Firefly Wins NASA Contract to Set Up Communications on the Dark Side of the Moon
Cedar Park-based rocket company Firefly Aerospace is headed to the dark side of the moon as part of a new $112 million contract with NASA to carry research payloads in 2026.
It's a big win for the company's Blue Ghost lunar spacecraft, which will put a satellite into lunar orbit and make its drops on the surface. It's part of NASA's broader Moon-to-Mars roadmap, and it will bring a new level of communications to our moon.
Firefly’s Blue Ghost transfer vehicle and its propellant reserves will also set us up for future missions, including returning lunar samples to Earth and, someday, exploration of nearby planets like Mars and Venus.
Firefly’s first mission, Blue Ghost Mission 1, is on track for launch in 2024 and will deliver 10 NASA-sponsored payloads and two commercial payloads to a low-lying basin on the Moon’s near side.
The news comes nearly a year after Firefly announced its Blue Ghost had passed initial critical testing, called an integration readiness review, that green lights the project for assembly.
“Our second lunar mission is something we’re celebrating as a Firefly team, as a NASA commercial provider, and most importantly, as an all-American company committed to making space exploration an achievable dream for everyone,” Firefly CEO Bill Weber stated.
The contract comes on the heels of a few other developments at Firefly.
Last month, the company reported raising $30.2 million in the first tranche of a $300 million Series C funding round, at an undisclosed valuation that's said to be higher than the previous $1 billion. Firefly says it is expanding its lineup of rockets. And the new funding and lunar mission news comes ahead of multiple planned launches in the coming months, including a demonstration of a "responsive launch" for the US Space Force.

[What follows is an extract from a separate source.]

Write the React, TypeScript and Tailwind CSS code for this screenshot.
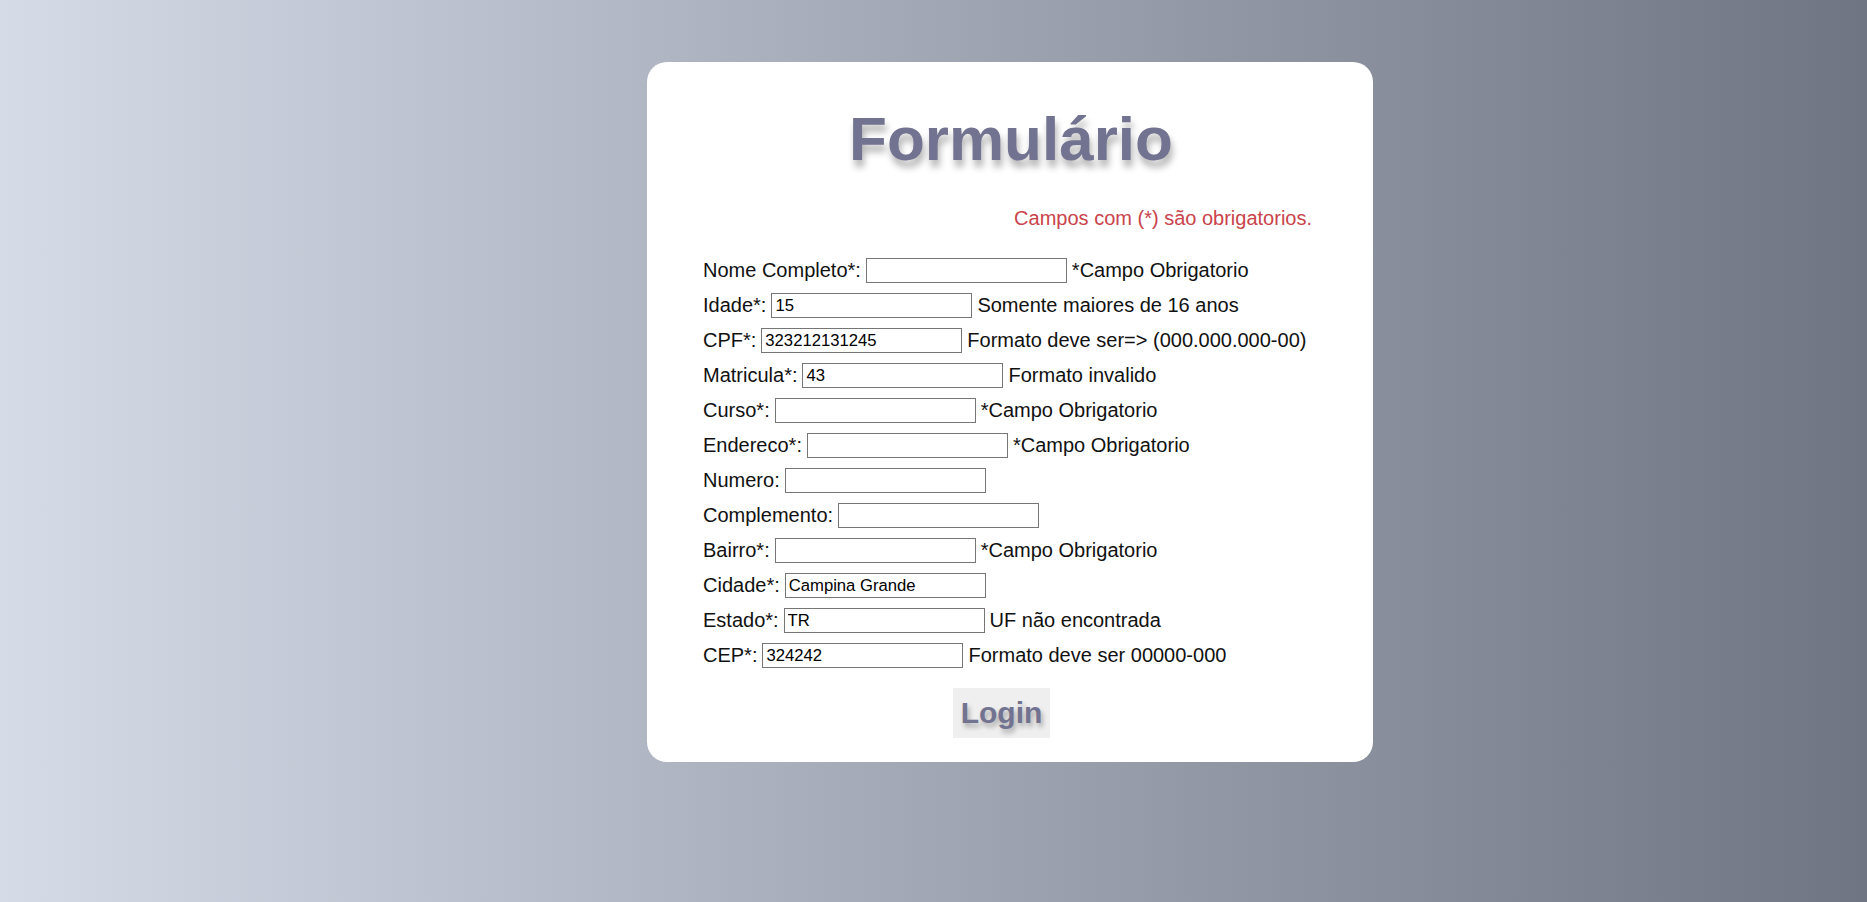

Firefly is among a growing number of rocket startups competing with SpaceX for government and commercial contracts to expand the nation's array of satellites and space exploration vehicles.
Texas is a big player in next-generation rockets and space technologies, with SpaceX's Boca Chica launch site and Jeff Bezos' Blue Origin launch site in Van Horn. A recent study by PricewaterhouseCoopers named Texas the most inviting state in the US for aerospace and defense activity for the second year in a row.